Por eso sería recomendable elegir una de ellas, pero sólo una, y agarrarse con fuerza a ese hilo para ver a dónde te lleva y qué puedes sacar de ahí. Tal vez al final de tu hilo te encuentres con “La naranja mecánica” del nadsat, ese lenguaje propio de Álex y sus drugos, donde tienen cabida el 'chavalco' o el 'moloko'. Quizás, en tu caso, "La naranja mecánica" sea la del psicoanalismo, acariciando todos los símbolos sexuales (fálicos y no fálicos) que salpican multitud de secuencias.
O puede que tu naranja mecánica tenga paradas en las visiones futuristas de 1961, muchas de las cuales llegaron a cumplirse y Álex no sea más que la expresión surrealista de un ni-ni cualquiera, capaz de protagonizar un programa de “Hermano mayor” más que pasado de rosca, pero con gustos musicales mucho más refinados. Quién sabe, hasta podría ser una autopsia machista, reconociendo que las mujeres, salvo la madre (siempre la madre), tan solo están ahí para recibir la violencia sexual del hombre. Puede que...
Asaltos, violaciones y una cama cubierta de pechos de plástico... El film de Kubrick, la obra de Burgess, es mucho más que eso.
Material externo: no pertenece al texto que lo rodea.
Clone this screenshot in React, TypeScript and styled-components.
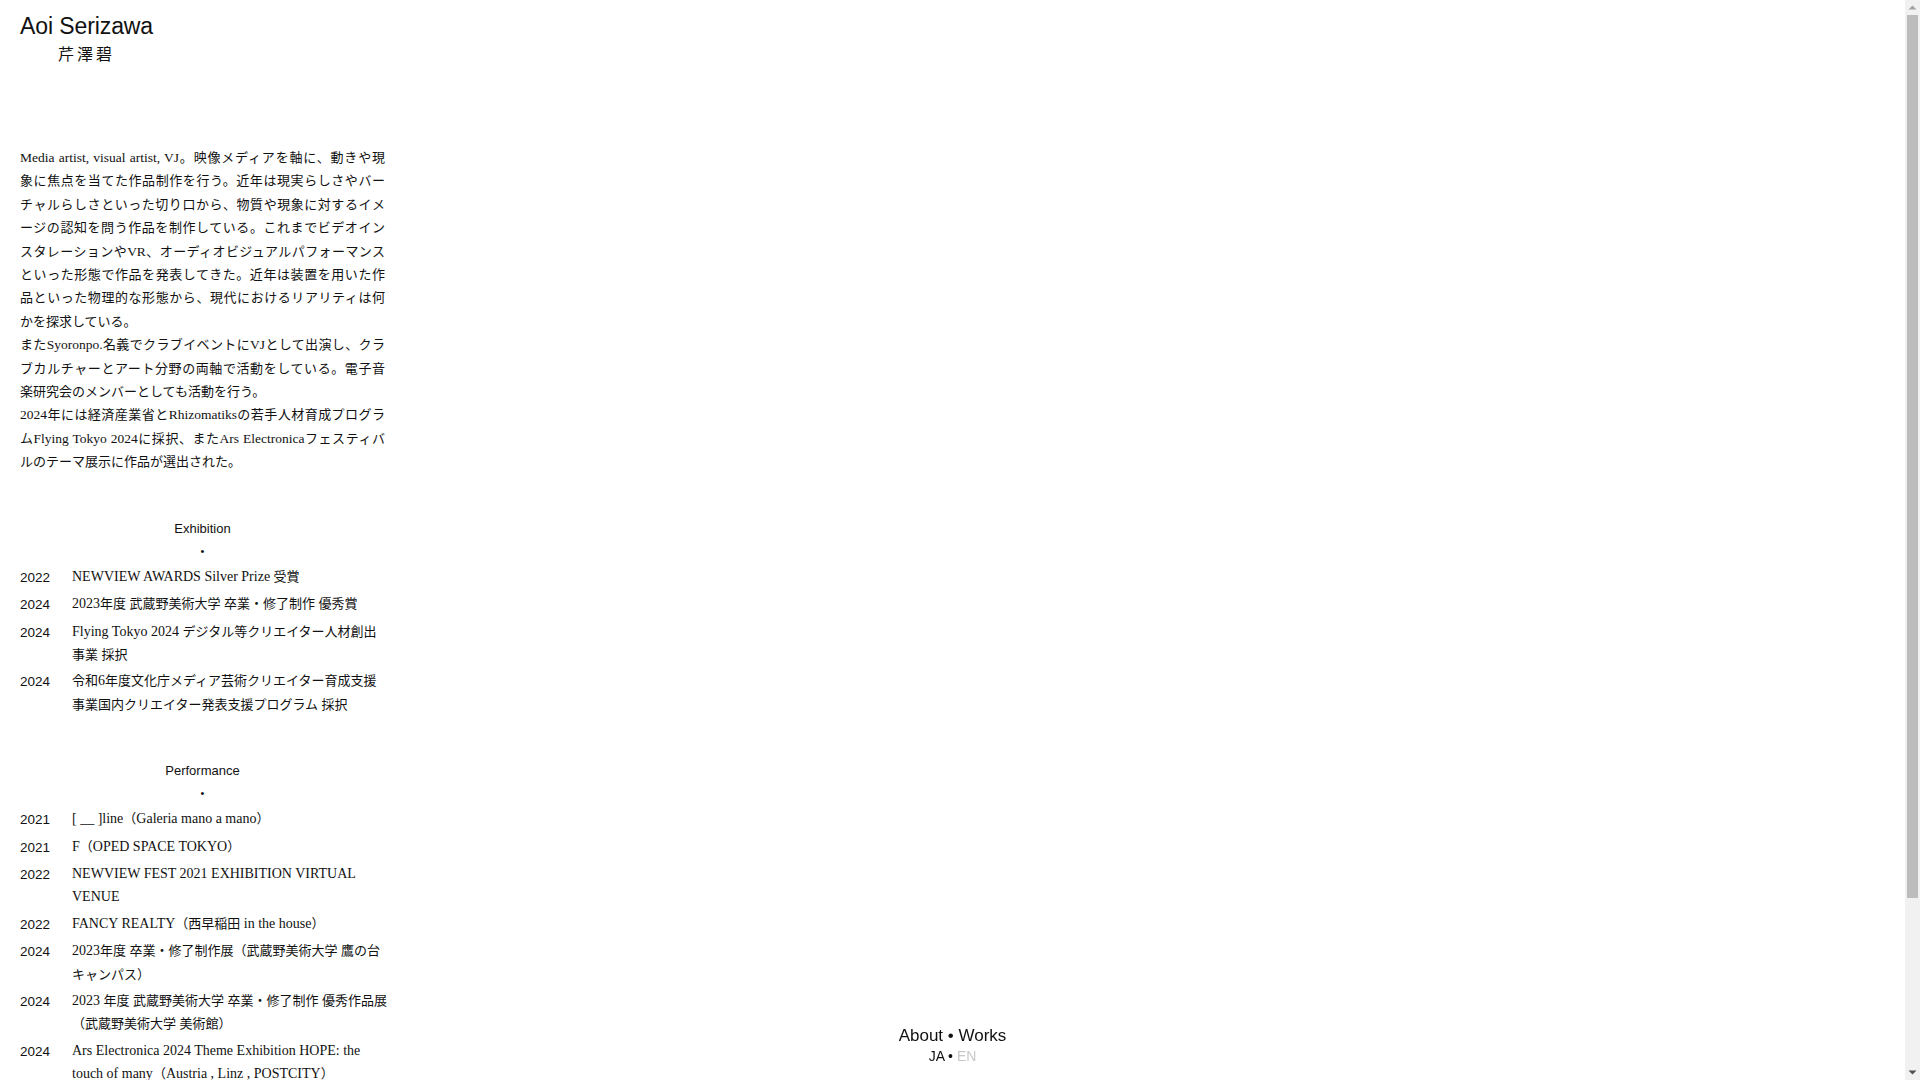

Pueden ser mil y una cosas, y podrían ser mil y un visionados, porque tras todos ellos habría algo distinto que comentar. Podría ser, incluso, que simplemente no sacaras nada más allá de un rotundo, claro y sincero 'no me gusta'. Porque sí, hasta eso uno puede encontrar al final de “La naranja mecánica” (A Clockwork Orange, Stanley Kubrick, 1971), habiendo dejado atrás el tópico, el cliché o el mito, y quedándose, tan solo, con su propia mirada sobre una película que hace mucho tiempo que es algo más que eso.